● Task objective
No pictures belong in the copy; return exactly the lines from the one with "What React and" through the one with "import React from", both ends included, and nothing else.

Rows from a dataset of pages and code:
-- -- --
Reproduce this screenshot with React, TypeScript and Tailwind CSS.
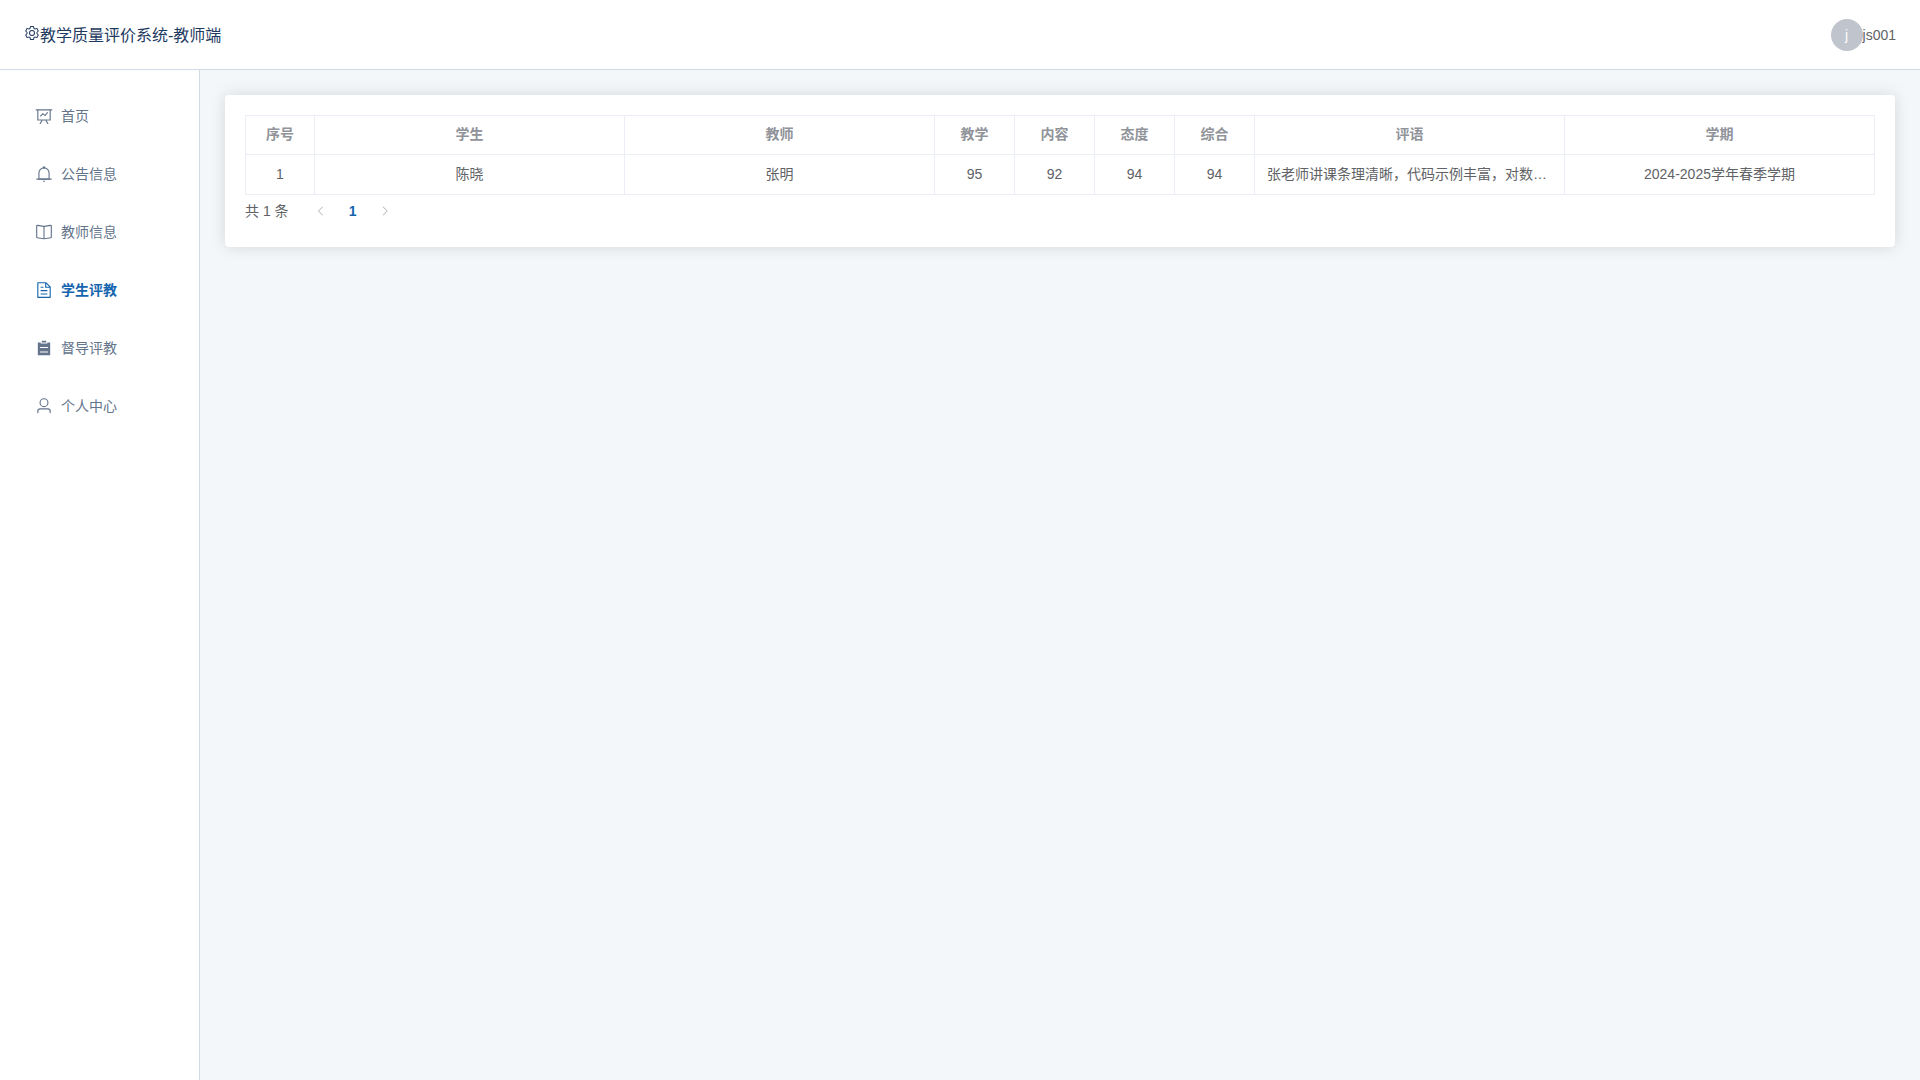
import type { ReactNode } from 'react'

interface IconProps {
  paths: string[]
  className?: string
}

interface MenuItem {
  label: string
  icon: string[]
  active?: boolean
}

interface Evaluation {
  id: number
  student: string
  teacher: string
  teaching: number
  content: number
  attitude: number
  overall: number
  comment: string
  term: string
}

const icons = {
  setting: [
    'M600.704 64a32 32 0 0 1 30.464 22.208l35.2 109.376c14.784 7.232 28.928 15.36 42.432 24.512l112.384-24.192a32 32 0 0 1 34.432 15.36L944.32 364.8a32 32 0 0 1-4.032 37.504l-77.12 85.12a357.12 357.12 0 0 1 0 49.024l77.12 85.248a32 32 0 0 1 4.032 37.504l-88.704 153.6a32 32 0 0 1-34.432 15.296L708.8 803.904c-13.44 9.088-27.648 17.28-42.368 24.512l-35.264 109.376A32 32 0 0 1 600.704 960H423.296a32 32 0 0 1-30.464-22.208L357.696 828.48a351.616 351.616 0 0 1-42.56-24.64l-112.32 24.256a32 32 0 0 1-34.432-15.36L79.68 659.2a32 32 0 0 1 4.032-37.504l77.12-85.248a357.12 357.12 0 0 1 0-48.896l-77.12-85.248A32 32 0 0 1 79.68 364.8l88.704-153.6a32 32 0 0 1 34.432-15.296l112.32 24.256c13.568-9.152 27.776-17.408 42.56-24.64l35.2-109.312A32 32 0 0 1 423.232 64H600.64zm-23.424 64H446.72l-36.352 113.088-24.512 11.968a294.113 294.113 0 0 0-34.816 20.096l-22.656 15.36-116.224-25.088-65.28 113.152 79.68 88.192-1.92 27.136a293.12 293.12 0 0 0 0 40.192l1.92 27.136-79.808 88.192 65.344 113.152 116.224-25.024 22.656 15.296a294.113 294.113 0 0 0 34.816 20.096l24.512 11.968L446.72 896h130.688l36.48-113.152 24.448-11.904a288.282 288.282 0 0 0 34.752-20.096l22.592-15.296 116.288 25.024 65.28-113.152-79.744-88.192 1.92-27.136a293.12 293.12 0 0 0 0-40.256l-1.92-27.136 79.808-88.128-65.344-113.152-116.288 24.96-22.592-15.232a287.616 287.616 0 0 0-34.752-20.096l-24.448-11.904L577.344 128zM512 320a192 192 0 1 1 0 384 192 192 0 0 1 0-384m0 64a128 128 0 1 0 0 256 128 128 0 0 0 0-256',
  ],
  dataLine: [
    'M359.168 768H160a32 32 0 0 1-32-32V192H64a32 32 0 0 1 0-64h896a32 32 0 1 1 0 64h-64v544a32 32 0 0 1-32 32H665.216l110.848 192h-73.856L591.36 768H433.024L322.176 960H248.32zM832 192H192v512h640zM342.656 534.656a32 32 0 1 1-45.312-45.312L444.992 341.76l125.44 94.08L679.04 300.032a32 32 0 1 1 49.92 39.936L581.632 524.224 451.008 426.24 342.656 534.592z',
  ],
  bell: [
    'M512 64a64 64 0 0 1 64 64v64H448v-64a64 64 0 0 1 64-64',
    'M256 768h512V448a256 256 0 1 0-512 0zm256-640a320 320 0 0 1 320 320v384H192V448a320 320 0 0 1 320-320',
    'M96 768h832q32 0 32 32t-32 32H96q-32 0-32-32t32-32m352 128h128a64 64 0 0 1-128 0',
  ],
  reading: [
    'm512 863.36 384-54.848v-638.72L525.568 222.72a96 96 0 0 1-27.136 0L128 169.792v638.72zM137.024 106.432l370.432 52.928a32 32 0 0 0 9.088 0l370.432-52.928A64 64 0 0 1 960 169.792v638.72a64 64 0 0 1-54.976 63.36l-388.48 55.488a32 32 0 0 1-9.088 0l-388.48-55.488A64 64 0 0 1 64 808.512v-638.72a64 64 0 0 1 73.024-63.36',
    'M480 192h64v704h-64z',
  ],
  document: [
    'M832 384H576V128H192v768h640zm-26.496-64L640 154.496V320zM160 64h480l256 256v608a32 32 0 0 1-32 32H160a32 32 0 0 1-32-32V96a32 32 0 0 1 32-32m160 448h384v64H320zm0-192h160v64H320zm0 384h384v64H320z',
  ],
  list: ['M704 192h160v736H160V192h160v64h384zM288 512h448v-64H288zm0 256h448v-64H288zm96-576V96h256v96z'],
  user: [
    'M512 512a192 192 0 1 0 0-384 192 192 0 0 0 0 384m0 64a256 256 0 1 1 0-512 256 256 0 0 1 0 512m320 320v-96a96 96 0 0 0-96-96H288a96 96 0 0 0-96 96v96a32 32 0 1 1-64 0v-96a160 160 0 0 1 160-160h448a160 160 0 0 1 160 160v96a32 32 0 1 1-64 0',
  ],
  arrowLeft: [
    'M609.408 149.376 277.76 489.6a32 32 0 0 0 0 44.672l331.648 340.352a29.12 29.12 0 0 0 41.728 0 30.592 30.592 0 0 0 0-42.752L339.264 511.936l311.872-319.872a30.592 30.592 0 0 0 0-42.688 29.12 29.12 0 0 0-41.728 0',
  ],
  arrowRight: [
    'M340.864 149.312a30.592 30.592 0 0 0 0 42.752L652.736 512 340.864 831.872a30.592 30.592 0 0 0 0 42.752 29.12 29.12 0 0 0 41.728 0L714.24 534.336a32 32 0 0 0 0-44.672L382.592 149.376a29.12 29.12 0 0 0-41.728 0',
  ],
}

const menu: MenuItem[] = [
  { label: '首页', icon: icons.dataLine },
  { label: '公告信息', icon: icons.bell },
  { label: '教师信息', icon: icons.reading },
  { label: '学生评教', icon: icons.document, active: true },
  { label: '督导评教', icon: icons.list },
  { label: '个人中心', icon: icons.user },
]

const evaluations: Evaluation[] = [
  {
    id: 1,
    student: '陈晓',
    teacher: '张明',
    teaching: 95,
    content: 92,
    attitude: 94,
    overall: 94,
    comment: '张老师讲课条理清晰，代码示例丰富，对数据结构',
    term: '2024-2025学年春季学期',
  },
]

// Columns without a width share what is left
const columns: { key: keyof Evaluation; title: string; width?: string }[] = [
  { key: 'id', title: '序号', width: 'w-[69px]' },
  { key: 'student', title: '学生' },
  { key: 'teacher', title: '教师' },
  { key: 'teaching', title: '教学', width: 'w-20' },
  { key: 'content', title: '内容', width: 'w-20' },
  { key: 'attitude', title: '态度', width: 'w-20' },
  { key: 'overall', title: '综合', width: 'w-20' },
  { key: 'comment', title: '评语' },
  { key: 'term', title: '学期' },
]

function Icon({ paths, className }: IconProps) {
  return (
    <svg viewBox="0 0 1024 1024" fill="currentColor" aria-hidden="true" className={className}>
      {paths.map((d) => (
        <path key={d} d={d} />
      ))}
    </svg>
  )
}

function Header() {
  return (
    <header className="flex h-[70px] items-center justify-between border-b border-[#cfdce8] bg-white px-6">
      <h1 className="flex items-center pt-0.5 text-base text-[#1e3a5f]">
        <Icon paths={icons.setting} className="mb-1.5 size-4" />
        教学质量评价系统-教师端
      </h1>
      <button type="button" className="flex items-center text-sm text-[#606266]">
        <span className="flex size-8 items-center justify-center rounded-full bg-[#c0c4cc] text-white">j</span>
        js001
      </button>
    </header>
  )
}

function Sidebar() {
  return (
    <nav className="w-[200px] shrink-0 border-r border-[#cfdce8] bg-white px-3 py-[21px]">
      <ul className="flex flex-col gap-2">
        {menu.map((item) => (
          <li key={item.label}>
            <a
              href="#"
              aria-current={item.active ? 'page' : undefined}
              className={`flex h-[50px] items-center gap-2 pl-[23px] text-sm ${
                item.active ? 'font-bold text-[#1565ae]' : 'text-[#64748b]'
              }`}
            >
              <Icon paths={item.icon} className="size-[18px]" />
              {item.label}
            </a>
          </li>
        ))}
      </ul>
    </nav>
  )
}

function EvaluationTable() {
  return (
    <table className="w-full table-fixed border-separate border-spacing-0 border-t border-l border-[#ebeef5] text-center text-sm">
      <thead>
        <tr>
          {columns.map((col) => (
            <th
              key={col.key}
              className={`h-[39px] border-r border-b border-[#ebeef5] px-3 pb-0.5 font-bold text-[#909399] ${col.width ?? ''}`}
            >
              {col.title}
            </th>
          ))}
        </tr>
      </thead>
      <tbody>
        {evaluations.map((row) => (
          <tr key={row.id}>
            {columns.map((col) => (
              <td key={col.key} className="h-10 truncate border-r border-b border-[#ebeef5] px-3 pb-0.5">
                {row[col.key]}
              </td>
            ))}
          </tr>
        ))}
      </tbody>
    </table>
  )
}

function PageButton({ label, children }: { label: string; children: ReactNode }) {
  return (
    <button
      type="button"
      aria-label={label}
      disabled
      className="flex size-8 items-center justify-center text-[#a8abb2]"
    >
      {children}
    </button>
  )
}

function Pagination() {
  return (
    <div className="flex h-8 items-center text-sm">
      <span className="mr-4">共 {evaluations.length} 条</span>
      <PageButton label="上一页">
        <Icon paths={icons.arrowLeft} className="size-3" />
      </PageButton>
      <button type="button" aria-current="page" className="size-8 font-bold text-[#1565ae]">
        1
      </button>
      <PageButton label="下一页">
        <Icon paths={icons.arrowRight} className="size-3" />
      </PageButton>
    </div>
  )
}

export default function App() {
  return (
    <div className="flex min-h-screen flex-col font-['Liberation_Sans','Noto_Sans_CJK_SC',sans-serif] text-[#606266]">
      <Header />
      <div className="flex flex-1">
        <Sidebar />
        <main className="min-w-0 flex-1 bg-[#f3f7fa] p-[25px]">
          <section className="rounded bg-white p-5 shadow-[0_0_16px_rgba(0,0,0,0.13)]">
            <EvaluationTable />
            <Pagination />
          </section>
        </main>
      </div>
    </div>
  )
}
-- -- --
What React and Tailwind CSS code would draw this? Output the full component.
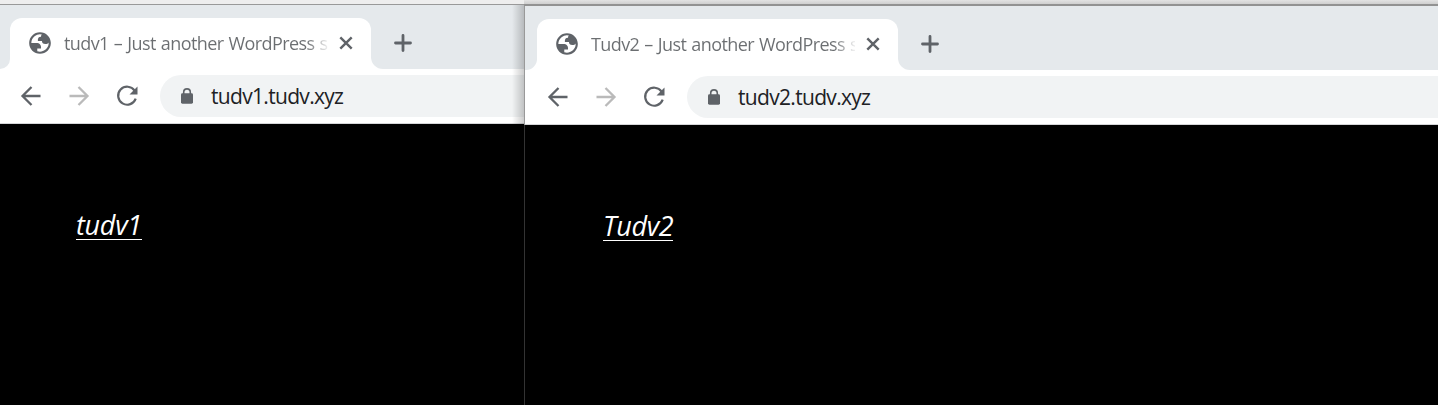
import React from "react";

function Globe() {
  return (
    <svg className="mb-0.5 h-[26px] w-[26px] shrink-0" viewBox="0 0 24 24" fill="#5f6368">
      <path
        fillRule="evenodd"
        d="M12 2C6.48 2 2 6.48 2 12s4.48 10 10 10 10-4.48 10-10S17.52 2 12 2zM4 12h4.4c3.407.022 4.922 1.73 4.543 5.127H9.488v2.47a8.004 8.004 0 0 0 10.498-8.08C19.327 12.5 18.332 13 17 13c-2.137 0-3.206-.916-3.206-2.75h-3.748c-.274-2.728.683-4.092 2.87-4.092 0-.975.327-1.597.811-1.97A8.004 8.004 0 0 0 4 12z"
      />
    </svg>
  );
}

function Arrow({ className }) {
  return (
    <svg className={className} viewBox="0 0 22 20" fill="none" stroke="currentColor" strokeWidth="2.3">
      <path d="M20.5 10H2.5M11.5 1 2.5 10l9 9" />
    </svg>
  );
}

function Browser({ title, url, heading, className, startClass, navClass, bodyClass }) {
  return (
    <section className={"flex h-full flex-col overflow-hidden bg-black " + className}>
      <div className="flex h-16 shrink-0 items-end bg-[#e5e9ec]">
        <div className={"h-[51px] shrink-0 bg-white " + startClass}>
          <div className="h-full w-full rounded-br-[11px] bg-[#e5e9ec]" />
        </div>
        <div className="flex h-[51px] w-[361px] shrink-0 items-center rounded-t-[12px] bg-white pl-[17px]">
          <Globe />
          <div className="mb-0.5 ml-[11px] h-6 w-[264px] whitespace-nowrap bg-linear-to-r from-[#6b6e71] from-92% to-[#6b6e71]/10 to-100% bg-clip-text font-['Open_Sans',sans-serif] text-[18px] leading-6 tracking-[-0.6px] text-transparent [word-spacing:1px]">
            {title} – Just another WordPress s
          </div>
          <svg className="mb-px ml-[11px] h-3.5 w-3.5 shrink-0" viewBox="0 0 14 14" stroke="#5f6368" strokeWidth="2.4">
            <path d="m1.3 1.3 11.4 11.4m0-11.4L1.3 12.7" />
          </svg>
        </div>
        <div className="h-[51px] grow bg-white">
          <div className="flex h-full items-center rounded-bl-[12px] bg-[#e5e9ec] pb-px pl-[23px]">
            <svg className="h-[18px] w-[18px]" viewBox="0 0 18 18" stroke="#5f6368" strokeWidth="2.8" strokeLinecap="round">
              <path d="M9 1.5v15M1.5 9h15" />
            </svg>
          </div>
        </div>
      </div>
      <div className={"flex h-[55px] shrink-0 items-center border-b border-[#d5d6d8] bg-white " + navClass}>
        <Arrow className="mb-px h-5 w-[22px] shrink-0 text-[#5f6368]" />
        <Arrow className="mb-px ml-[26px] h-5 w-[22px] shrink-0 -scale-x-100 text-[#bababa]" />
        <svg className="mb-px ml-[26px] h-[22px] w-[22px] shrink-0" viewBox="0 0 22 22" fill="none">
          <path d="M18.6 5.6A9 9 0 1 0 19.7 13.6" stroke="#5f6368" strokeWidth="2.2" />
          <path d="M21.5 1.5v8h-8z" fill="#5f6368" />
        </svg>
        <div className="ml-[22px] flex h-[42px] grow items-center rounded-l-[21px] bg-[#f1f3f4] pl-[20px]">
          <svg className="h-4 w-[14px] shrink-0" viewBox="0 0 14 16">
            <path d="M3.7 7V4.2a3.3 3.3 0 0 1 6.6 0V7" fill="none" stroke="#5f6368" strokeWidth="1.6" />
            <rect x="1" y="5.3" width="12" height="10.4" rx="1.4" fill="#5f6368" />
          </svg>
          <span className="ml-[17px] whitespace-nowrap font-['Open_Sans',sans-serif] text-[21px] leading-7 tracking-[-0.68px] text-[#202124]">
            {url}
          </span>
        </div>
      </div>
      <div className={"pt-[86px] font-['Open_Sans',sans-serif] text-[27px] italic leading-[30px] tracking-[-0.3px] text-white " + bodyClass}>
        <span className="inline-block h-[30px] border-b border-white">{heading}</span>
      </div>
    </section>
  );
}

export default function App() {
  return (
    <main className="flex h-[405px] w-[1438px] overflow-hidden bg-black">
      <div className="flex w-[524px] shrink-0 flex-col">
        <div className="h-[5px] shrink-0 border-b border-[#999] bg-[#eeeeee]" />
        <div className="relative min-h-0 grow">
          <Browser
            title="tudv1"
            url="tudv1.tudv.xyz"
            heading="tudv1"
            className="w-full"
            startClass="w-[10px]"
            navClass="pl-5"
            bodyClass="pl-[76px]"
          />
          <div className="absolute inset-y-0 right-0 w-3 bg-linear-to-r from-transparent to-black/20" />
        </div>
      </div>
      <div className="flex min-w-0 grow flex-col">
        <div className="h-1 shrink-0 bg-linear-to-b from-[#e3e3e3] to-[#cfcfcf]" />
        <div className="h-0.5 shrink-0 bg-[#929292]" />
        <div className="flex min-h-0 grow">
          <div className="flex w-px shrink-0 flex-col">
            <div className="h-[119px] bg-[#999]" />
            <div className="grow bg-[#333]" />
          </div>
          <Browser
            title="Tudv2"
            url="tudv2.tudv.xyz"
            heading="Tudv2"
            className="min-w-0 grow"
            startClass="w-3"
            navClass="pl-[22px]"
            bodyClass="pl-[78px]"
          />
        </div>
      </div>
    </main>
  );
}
-- -- --
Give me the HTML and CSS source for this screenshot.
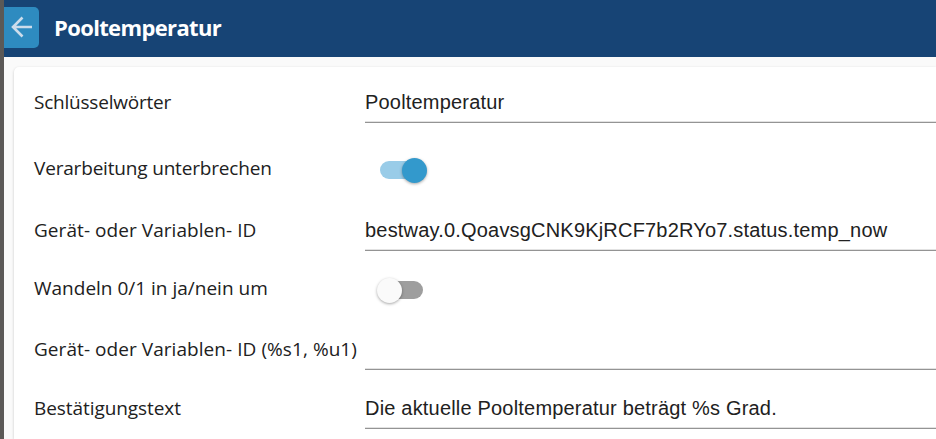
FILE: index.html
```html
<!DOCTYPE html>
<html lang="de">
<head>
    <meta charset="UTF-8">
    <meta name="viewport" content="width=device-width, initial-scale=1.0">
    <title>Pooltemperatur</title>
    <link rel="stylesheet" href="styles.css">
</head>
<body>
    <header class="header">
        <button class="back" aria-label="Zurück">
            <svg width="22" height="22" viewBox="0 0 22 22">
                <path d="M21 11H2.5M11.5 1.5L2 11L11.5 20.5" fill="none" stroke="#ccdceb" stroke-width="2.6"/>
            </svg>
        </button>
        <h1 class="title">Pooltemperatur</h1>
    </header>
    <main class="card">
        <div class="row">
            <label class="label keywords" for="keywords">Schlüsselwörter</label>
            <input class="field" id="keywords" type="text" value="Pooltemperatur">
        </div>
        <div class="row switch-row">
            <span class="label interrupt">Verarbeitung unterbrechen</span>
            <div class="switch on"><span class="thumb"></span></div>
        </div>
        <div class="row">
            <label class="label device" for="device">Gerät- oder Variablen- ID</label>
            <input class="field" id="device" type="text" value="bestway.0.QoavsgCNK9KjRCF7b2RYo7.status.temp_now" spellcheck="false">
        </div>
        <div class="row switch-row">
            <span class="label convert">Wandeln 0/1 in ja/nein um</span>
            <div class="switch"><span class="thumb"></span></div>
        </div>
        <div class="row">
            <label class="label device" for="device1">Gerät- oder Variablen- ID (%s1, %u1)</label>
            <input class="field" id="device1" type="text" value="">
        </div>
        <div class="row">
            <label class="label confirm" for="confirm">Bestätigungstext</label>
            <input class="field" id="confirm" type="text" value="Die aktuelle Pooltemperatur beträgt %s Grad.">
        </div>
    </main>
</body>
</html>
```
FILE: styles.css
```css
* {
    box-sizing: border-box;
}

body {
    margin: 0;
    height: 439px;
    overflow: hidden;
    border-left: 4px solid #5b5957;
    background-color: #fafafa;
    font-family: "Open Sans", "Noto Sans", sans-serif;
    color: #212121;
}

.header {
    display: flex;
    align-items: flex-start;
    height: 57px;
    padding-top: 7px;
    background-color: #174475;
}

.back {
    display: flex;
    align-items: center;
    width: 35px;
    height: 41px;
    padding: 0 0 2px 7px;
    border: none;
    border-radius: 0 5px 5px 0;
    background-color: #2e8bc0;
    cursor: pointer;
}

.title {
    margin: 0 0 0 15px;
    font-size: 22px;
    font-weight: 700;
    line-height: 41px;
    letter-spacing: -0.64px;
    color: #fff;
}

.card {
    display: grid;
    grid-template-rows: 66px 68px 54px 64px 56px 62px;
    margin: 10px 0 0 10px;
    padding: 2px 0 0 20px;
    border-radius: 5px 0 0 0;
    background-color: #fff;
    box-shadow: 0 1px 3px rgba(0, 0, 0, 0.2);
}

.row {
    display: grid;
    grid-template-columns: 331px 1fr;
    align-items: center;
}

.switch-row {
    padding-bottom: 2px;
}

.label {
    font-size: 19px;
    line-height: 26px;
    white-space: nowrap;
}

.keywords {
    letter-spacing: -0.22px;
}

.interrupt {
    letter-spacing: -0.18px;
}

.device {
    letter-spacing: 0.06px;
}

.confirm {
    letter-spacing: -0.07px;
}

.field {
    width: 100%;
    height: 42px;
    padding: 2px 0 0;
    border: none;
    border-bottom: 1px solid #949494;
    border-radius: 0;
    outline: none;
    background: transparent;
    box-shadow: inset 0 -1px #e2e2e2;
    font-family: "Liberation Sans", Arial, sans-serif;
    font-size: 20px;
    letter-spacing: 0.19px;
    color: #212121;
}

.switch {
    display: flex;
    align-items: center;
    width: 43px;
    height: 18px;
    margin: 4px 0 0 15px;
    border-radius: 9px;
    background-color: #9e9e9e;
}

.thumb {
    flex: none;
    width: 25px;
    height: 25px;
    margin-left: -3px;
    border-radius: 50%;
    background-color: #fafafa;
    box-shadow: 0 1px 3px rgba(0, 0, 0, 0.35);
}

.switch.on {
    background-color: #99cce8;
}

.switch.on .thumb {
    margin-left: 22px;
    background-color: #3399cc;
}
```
-- -- --
● The result
What React and Tailwind CSS code would draw this? Output the full component.
import React from "react";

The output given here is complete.